*Task prompt*. Return the records from the first line through the line containing "const COLS = 'grid", and leave out the pictures.

*Recorded information*.

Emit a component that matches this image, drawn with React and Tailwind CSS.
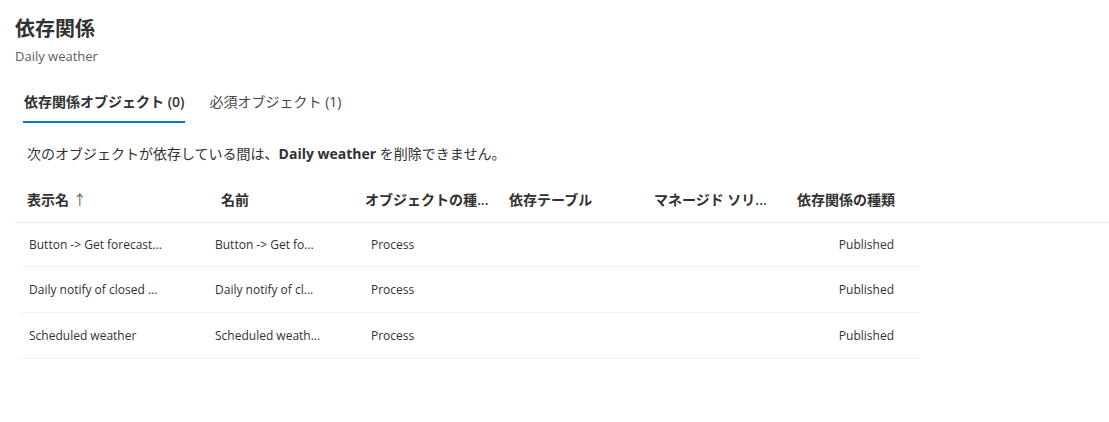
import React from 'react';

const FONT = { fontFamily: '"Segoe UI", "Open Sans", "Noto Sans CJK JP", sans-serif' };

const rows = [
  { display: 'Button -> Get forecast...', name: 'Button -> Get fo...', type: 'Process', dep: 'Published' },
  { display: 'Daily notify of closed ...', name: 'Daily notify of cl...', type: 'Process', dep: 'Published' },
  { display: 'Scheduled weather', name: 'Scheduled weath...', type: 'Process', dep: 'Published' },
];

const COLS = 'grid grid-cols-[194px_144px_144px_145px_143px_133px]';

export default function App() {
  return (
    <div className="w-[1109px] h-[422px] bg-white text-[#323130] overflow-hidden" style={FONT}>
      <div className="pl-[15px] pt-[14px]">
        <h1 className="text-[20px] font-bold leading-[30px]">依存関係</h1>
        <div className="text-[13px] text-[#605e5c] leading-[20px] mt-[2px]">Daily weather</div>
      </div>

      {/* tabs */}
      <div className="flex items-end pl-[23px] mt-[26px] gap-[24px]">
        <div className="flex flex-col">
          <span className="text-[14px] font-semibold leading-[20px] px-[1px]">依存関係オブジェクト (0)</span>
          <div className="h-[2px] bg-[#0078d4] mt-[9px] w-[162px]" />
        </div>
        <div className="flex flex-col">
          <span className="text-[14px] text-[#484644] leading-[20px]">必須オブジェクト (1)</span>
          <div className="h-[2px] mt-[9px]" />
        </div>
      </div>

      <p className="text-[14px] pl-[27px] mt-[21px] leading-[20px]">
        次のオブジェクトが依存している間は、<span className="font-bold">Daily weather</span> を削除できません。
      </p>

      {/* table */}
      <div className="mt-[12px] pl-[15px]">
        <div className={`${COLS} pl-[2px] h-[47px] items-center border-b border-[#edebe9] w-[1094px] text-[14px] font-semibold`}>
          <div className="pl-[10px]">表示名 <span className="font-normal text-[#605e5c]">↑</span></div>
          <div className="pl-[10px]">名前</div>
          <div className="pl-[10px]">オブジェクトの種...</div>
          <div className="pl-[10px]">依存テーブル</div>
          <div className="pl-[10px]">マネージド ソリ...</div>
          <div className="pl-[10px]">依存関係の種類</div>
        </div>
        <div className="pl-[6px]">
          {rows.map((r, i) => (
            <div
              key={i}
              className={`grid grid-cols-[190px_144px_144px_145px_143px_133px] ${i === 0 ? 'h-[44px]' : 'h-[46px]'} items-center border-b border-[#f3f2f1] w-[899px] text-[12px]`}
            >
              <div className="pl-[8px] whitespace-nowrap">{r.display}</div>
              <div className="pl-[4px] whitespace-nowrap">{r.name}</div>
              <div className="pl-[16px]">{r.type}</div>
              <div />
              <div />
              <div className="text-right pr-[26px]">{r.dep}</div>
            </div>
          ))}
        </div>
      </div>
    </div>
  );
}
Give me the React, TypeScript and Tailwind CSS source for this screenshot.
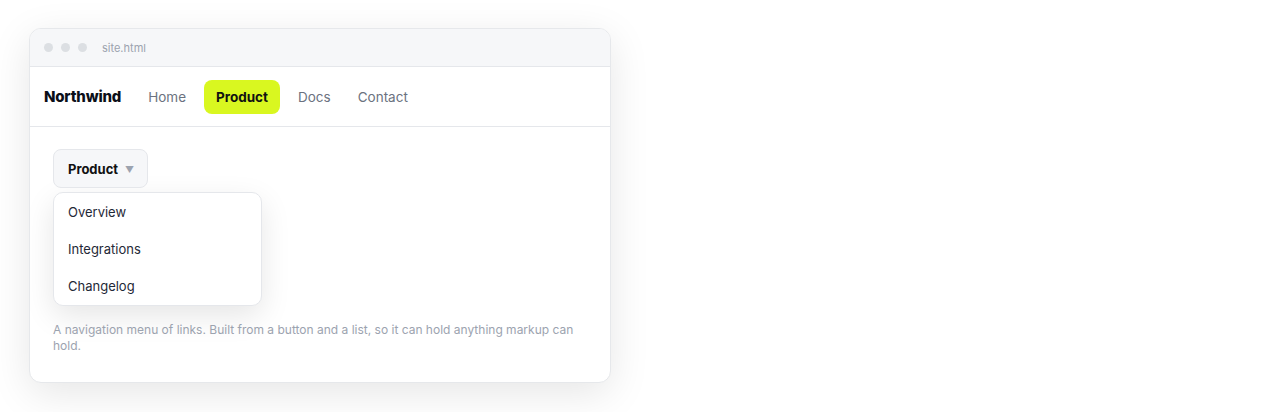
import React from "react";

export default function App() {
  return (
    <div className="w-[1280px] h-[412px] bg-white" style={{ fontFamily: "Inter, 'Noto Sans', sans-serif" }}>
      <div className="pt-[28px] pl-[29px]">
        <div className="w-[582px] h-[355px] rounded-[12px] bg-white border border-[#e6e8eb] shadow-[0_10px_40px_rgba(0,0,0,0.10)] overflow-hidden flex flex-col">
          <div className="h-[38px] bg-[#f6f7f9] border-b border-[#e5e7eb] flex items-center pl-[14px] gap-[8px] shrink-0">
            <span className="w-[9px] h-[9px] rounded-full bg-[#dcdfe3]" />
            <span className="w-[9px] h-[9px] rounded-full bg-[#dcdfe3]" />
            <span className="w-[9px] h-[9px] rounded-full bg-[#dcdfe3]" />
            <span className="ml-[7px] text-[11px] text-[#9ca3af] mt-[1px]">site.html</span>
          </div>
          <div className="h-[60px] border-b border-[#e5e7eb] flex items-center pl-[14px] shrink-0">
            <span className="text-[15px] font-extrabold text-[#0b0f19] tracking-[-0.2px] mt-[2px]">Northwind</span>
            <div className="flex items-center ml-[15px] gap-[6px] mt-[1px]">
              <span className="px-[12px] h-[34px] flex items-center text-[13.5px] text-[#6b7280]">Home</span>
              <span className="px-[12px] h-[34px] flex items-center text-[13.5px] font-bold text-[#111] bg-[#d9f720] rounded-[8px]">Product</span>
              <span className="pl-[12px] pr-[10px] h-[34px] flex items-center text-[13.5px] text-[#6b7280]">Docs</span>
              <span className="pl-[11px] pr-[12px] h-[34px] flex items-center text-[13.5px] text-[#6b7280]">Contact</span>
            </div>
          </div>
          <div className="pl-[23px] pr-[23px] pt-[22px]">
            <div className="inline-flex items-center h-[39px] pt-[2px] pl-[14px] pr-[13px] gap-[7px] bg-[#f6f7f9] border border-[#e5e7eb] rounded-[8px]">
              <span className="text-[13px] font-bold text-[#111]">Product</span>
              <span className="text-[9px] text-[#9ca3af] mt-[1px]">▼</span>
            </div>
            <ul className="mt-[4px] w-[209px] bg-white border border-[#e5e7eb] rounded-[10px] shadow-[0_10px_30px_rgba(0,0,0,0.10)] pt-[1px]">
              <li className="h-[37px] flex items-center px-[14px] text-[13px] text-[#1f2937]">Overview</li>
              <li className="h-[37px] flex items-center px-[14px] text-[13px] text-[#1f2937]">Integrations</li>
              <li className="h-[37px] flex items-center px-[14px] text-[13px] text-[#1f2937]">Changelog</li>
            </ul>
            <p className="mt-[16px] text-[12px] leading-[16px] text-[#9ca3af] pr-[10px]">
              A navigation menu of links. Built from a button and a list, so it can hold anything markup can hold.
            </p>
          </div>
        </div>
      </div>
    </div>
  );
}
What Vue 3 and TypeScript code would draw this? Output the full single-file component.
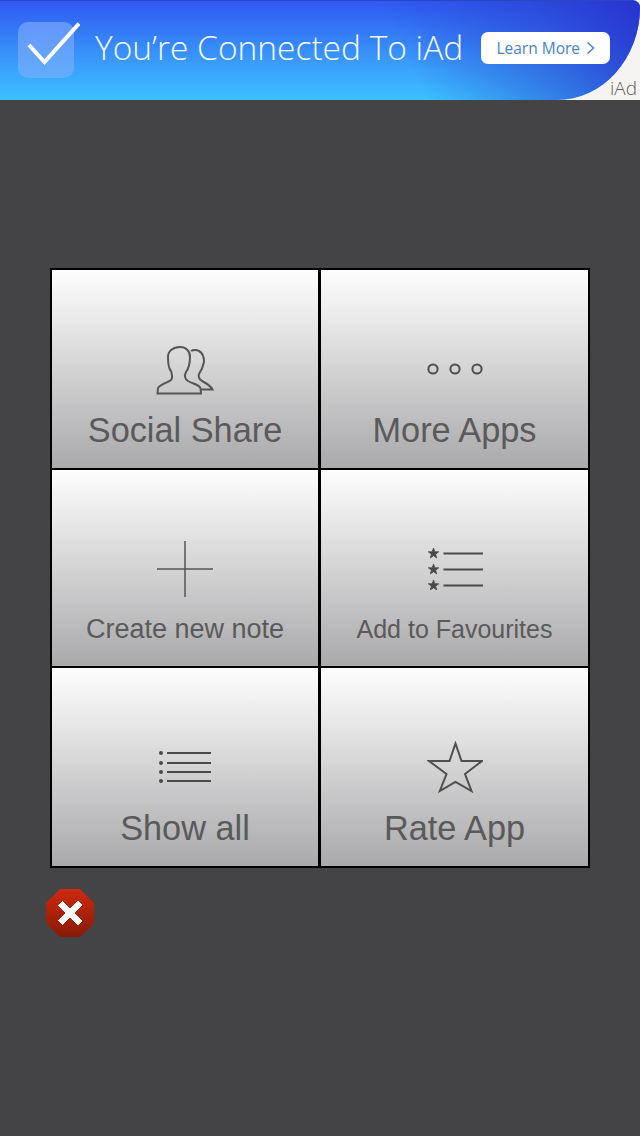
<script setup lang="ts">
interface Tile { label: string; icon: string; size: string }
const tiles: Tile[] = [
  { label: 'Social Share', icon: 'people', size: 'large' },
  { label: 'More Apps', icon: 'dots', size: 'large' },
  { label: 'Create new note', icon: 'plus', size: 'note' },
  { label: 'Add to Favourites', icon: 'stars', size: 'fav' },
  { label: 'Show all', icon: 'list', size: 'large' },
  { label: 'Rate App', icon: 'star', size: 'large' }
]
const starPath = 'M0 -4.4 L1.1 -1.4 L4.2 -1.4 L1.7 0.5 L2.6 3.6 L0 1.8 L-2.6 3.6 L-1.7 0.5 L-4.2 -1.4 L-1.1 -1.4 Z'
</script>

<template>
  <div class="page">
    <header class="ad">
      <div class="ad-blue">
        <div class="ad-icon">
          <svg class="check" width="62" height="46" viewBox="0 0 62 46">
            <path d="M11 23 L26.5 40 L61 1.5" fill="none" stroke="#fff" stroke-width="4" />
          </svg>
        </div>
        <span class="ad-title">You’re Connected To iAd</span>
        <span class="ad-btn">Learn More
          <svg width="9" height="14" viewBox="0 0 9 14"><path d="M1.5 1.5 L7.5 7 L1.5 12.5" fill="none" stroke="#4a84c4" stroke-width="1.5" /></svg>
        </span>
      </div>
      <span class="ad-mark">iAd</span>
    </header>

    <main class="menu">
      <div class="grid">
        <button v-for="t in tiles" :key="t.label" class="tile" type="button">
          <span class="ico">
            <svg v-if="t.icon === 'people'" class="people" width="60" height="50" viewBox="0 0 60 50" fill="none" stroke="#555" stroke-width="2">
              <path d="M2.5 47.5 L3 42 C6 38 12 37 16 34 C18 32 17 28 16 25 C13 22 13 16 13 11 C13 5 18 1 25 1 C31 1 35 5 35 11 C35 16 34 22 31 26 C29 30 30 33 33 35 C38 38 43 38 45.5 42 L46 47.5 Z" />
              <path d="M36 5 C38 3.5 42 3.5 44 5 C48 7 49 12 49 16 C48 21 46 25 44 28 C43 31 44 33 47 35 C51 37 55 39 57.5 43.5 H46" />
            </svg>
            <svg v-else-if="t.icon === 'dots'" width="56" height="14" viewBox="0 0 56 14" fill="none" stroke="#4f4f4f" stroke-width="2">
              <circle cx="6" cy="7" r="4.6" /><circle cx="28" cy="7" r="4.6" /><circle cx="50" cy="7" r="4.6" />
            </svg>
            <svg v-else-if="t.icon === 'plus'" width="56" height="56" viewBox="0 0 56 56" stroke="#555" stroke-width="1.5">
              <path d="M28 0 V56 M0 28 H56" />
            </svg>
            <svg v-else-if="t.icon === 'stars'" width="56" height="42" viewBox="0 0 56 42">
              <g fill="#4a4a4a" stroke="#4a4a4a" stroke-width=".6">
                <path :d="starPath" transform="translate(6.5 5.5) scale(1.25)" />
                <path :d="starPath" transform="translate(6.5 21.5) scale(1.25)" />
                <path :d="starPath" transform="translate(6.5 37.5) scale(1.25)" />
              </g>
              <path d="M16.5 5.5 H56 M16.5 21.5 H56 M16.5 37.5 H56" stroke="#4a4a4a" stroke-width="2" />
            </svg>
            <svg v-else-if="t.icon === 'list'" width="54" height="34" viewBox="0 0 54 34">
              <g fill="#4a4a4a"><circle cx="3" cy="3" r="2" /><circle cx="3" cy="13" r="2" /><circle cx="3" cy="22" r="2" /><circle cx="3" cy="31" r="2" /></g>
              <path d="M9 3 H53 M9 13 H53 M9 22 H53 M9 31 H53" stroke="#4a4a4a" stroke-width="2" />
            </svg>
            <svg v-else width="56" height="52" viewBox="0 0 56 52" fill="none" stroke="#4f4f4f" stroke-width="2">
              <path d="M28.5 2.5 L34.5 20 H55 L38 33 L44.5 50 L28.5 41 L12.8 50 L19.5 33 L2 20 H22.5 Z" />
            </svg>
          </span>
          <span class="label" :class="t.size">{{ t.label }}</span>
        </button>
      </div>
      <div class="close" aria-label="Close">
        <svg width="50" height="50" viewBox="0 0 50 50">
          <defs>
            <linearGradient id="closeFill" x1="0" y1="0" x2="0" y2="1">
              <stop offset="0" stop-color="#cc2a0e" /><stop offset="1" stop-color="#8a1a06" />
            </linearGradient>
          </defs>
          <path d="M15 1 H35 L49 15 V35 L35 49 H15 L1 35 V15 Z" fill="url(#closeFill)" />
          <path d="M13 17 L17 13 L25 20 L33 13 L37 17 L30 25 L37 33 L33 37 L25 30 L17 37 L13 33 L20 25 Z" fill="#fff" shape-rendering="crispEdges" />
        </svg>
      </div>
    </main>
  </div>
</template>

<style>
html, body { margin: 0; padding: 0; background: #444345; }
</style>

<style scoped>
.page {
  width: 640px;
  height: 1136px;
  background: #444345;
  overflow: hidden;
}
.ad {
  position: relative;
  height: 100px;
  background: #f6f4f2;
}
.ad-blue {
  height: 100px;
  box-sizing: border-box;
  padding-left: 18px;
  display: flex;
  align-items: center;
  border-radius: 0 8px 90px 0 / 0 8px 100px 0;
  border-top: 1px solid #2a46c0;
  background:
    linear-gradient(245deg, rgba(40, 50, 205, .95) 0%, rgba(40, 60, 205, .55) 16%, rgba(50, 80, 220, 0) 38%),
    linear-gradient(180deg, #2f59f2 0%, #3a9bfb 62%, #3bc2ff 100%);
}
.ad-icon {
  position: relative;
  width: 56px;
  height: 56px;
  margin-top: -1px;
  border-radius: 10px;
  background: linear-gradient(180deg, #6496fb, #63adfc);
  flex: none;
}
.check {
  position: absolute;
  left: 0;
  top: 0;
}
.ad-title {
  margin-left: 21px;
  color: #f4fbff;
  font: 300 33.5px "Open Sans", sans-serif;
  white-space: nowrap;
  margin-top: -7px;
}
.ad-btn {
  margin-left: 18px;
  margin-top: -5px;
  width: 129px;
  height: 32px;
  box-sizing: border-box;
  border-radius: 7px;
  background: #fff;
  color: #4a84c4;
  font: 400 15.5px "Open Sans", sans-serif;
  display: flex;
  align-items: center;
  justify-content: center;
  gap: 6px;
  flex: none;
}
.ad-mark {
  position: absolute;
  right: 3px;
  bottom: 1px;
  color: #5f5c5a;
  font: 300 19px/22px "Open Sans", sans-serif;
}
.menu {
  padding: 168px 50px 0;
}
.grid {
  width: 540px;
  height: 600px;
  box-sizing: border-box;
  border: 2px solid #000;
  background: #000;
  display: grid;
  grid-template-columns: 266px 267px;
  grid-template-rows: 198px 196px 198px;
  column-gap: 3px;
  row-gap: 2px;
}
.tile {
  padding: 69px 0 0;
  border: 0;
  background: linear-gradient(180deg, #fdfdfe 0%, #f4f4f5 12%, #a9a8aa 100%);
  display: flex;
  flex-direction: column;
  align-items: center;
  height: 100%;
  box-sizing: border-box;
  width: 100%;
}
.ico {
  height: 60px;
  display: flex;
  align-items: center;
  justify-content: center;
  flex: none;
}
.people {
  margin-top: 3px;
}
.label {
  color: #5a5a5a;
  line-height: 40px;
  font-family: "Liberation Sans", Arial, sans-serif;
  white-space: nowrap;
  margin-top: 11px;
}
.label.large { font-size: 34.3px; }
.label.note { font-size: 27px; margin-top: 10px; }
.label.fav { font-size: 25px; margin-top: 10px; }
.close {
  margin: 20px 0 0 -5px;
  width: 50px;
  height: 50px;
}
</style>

*Solution to this exercise*.
Emit a component that matches this image, drawn with React and Tailwind CSS.
import React from 'react';

const FONT = { fontFamily: '"Segoe UI", "Open Sans", "Noto Sans CJK JP", sans-serif' };

const rows = [
  { display: 'Button -> Get forecast...', name: 'Button -> Get fo...', type: 'Process', dep: 'Published' },
  { display: 'Daily notify of closed ...', name: 'Daily notify of cl...', type: 'Process', dep: 'Published' },
  { display: 'Scheduled weather', name: 'Scheduled weath...', type: 'Process', dep: 'Published' },
];

const COLS = 'grid grid-cols-[194px_144px_144px_145px_143px_133px]';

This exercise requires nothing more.